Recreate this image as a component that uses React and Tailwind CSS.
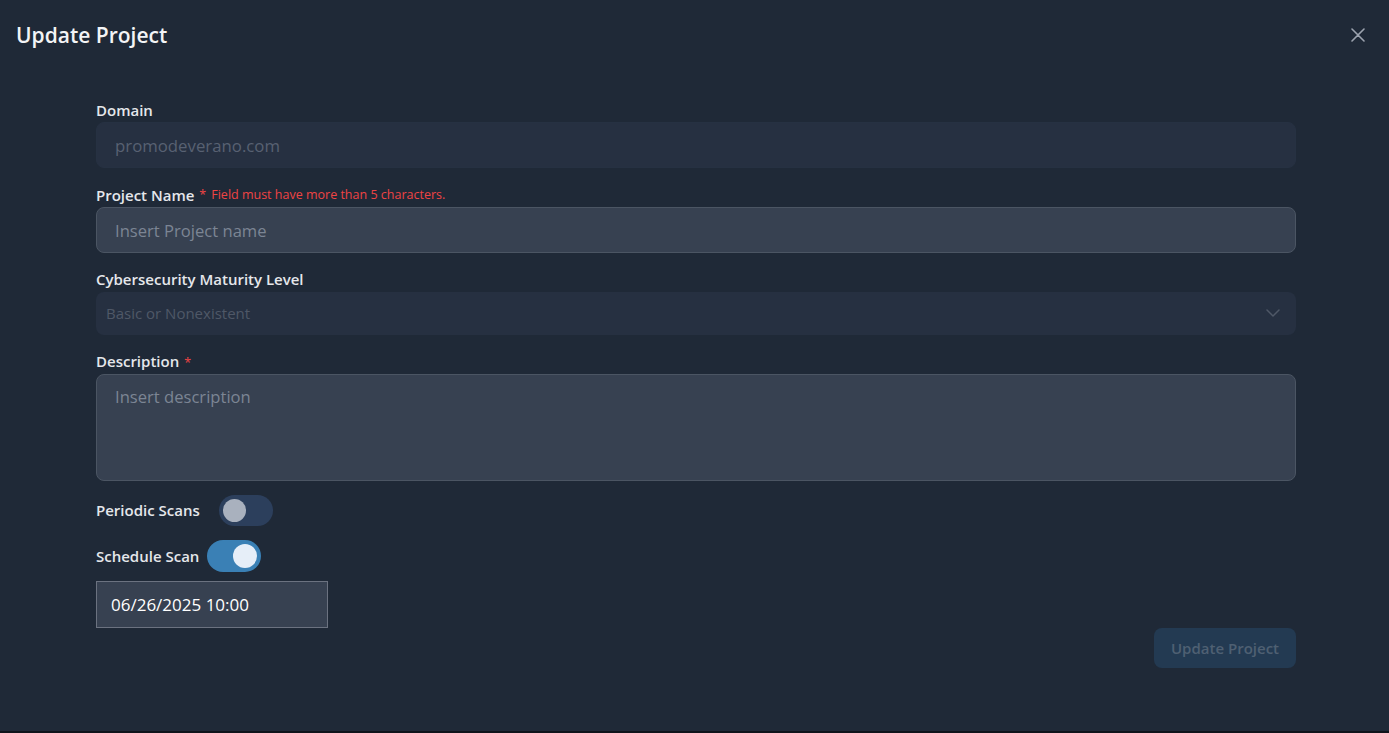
import { useState } from "react";

function Toggle({ checked, onChange }) {
  return (
    <button
      type="button"
      onClick={() => onChange(!checked)}
      className={
        checked
          ? "relative h-[32px] w-[54px] rounded-full bg-[#3a80b5]"
          : "relative h-[31px] w-[54px] rounded-full bg-[#2c3f5c]"
      }
    >
      <span
        className={
          checked
            ? "absolute right-[4px] top-[4px] h-[24px] w-[24px] rounded-full bg-[#e6eef8]"
            : "absolute left-[4px] top-[4px] h-[23px] w-[23px] rounded-full bg-[#a9b1be]"
        }
      />
    </button>
  );
}

export default function App() {
  const [periodic, setPeriodic] = useState(false);
  const [schedule, setSchedule] = useState(true);

  return (
    <div
      className="flex h-[733px] w-full flex-col bg-[#1f2937]"
      style={{ fontFamily: '"Open Sans", "Noto Sans", sans-serif' }}
    >
      <div className="flex-1">
        {/* header */}
        <div className="flex items-center justify-between px-4 pt-[20px]">
          <h3 className="text-[21px] font-semibold leading-[30px] text-[#f3f4f6]">Update Project</h3>
          <button type="button" className="mr-[8px] text-[#9ca3af]">
            <svg className="h-[14px] w-[14px]" viewBox="0 0 14 14" fill="none">
              <path
                d="m1 1 6 6m0 0 6 6M7 7l6-6M7 7l-6 6"
                stroke="currentColor"
                strokeLinecap="round"
                strokeWidth="1.6"
              />
            </svg>
          </button>
        </div>

        {/* body */}
        <form className="ml-[96px] mt-[50px] flex w-[1200px] flex-col">
          <label className="h-5 text-[15px] font-semibold leading-5 text-[#e5e7eb]">Domain</label>
          <input
            disabled
            value="promodeverano.com"
            readOnly
            className="mt-[2px] h-[46px] w-full rounded-lg border border-[#263142] bg-[#263041] px-[18px] text-[16.8px] text-[#586172]"
          />

          <div className="mt-[17px] flex h-5 items-baseline gap-[5px] leading-5">
            <label className="text-[15px] font-semibold leading-5 text-[#e5e7eb]">Project Name</label>
            <span className="-translate-y-[2px] text-[12.5px] leading-5 text-[#ef4444]">*</span>
            <span className="-translate-y-[2px] text-[12.5px] leading-5 text-[#ef4444]">
              Field must have more than 5 characters.
            </span>
          </div>
          <input
            placeholder="Insert Project name"
            className="mt-[2px] h-[46px] w-full rounded-lg border border-[#4b5563] bg-[#374151] px-[18px] text-[16.6px] text-white outline-none placeholder:text-[#7c8594]"
          />

          <label className="mt-[16px] h-5 text-[15px] font-semibold leading-5 text-[#e5e7eb]">
            Cybersecurity Maturity Level
          </label>
          <div className="relative mt-[3px] flex h-[43px] w-full items-center rounded-lg bg-[#263041] px-[10px]">
            <span className="text-[15px] text-[#4f5867]">Basic or Nonexistent</span>
            <svg
              className="absolute right-[16px] top-[15px] h-[12px] w-[14px] text-[#4f5867]"
              viewBox="0 0 14 12"
              fill="none"
            >
              <path d="M1 3l6 6 6-6" stroke="currentColor" strokeWidth="1.5" strokeLinecap="round" strokeLinejoin="round" />
            </svg>
          </div>

          <div className="mt-[16px] flex h-5 items-baseline gap-[5px] leading-5">
            <label className="text-[15px] font-semibold leading-5 text-[#e5e7eb]">Description</label>
            <span className="text-[12.5px] leading-5 text-[#ef4444]">*</span>
          </div>
          <textarea
            placeholder="Insert description"
            className="mt-[3px] h-[107px] w-full resize-none rounded-lg border border-[#4b5563] bg-[#374151] px-[18px] py-[10px] text-[16.6px] text-white outline-none placeholder:text-[#7c8594]"
          />

          <div className="mt-[14px] flex items-center gap-[19px]">
            <span className="text-[15px] font-semibold text-[#e5e7eb]">Periodic Scans</span>
            <Toggle checked={periodic} onChange={setPeriodic} />
          </div>

          <div className="mt-[14px] flex items-center gap-[8px]">
            <span className="text-[15px] font-semibold text-[#e5e7eb]">Schedule Scan</span>
            <Toggle checked={schedule} onChange={setSchedule} />
          </div>

          <input
            value="06/26/2025 10:00"
            readOnly
            className="mt-[9px] h-[47px] w-[232px] border border-[#6b7280] bg-[#374151] px-[14px] text-[17px] text-white outline-none"
          />

          <div className="flex justify-end">
            <button
              type="button"
              disabled
              className="h-[40px] w-[142px] rounded-lg bg-[#233a52] text-[15px] font-semibold text-[#4f6072]"
            >
              Update Project
            </button>
          </div>
        </form>
      </div>
      <div className="h-[2px] w-full bg-[#0f141b]" />
    </div>
  );
}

******

Print the complete listing exactly, apart from any pictures.

Right answer —
Recreate this image as a component that uses React and Tailwind CSS.
import { useState } from "react";

function Toggle({ checked, onChange }) {
  return (
    <button
      type="button"
      onClick={() => onChange(!checked)}
      className={
        checked
          ? "relative h-[32px] w-[54px] rounded-full bg-[#3a80b5]"
          : "relative h-[31px] w-[54px] rounded-full bg-[#2c3f5c]"
      }
    >
      <span
        className={
          checked
            ? "absolute right-[4px] top-[4px] h-[24px] w-[24px] rounded-full bg-[#e6eef8]"
            : "absolute left-[4px] top-[4px] h-[23px] w-[23px] rounded-full bg-[#a9b1be]"
        }
      />
    </button>
  );
}

export default function App() {
  const [periodic, setPeriodic] = useState(false);
  const [schedule, setSchedule] = useState(true);

  return (
    <div
      className="flex h-[733px] w-full flex-col bg-[#1f2937]"
      style={{ fontFamily: '"Open Sans", "Noto Sans", sans-serif' }}
    >
      <div className="flex-1">
        {/* header */}
        <div className="flex items-center justify-between px-4 pt-[20px]">
          <h3 className="text-[21px] font-semibold leading-[30px] text-[#f3f4f6]">Update Project</h3>
          <button type="button" className="mr-[8px] text-[#9ca3af]">
            <svg className="h-[14px] w-[14px]" viewBox="0 0 14 14" fill="none">
              <path
                d="m1 1 6 6m0 0 6 6M7 7l6-6M7 7l-6 6"
                stroke="currentColor"
                strokeLinecap="round"
                strokeWidth="1.6"
              />
            </svg>
          </button>
        </div>

        {/* body */}
        <form className="ml-[96px] mt-[50px] flex w-[1200px] flex-col">
          <label className="h-5 text-[15px] font-semibold leading-5 text-[#e5e7eb]">Domain</label>
          <input
            disabled
            value="promodeverano.com"
            readOnly
            className="mt-[2px] h-[46px] w-full rounded-lg border border-[#263142] bg-[#263041] px-[18px] text-[16.8px] text-[#586172]"
          />

          <div className="mt-[17px] flex h-5 items-baseline gap-[5px] leading-5">
            <label className="text-[15px] font-semibold leading-5 text-[#e5e7eb]">Project Name</label>
            <span className="-translate-y-[2px] text-[12.5px] leading-5 text-[#ef4444]">*</span>
            <span className="-translate-y-[2px] text-[12.5px] leading-5 text-[#ef4444]">
              Field must have more than 5 characters.
            </span>
          </div>
          <input
            placeholder="Insert Project name"
            className="mt-[2px] h-[46px] w-full rounded-lg border border-[#4b5563] bg-[#374151] px-[18px] text-[16.6px] text-white outline-none placeholder:text-[#7c8594]"
          />

          <label className="mt-[16px] h-5 text-[15px] font-semibold leading-5 text-[#e5e7eb]">
            Cybersecurity Maturity Level
          </label>
          <div className="relative mt-[3px] flex h-[43px] w-full items-center rounded-lg bg-[#263041] px-[10px]">
            <span className="text-[15px] text-[#4f5867]">Basic or Nonexistent</span>
            <svg
              className="absolute right-[16px] top-[15px] h-[12px] w-[14px] text-[#4f5867]"
              viewBox="0 0 14 12"
              fill="none"
            >
              <path d="M1 3l6 6 6-6" stroke="currentColor" strokeWidth="1.5" strokeLinecap="round" strokeLinejoin="round" />
            </svg>
          </div>

          <div className="mt-[16px] flex h-5 items-baseline gap-[5px] leading-5">
            <label className="text-[15px] font-semibold leading-5 text-[#e5e7eb]">Description</label>
            <span className="text-[12.5px] leading-5 text-[#ef4444]">*</span>
          </div>
          <textarea
            placeholder="Insert description"
            className="mt-[3px] h-[107px] w-full resize-none rounded-lg border border-[#4b5563] bg-[#374151] px-[18px] py-[10px] text-[16.6px] text-white outline-none placeholder:text-[#7c8594]"
          />

          <div className="mt-[14px] flex items-center gap-[19px]">
            <span className="text-[15px] font-semibold text-[#e5e7eb]">Periodic Scans</span>
            <Toggle checked={periodic} onChange={setPeriodic} />
          </div>

          <div className="mt-[14px] flex items-center gap-[8px]">
            <span className="text-[15px] font-semibold text-[#e5e7eb]">Schedule Scan</span>
            <Toggle checked={schedule} onChange={setSchedule} />
          </div>

          <input
            value="06/26/2025 10:00"
            readOnly
            className="mt-[9px] h-[47px] w-[232px] border border-[#6b7280] bg-[#374151] px-[14px] text-[17px] text-white outline-none"
          />

          <div className="flex justify-end">
            <button
              type="button"
              disabled
              className="h-[40px] w-[142px] rounded-lg bg-[#233a52] text-[15px] font-semibold text-[#4f6072]"
            >
              Update Project
            </button>
          </div>
        </form>
      </div>
      <div className="h-[2px] w-full bg-[#0f141b]" />
    </div>
  );
}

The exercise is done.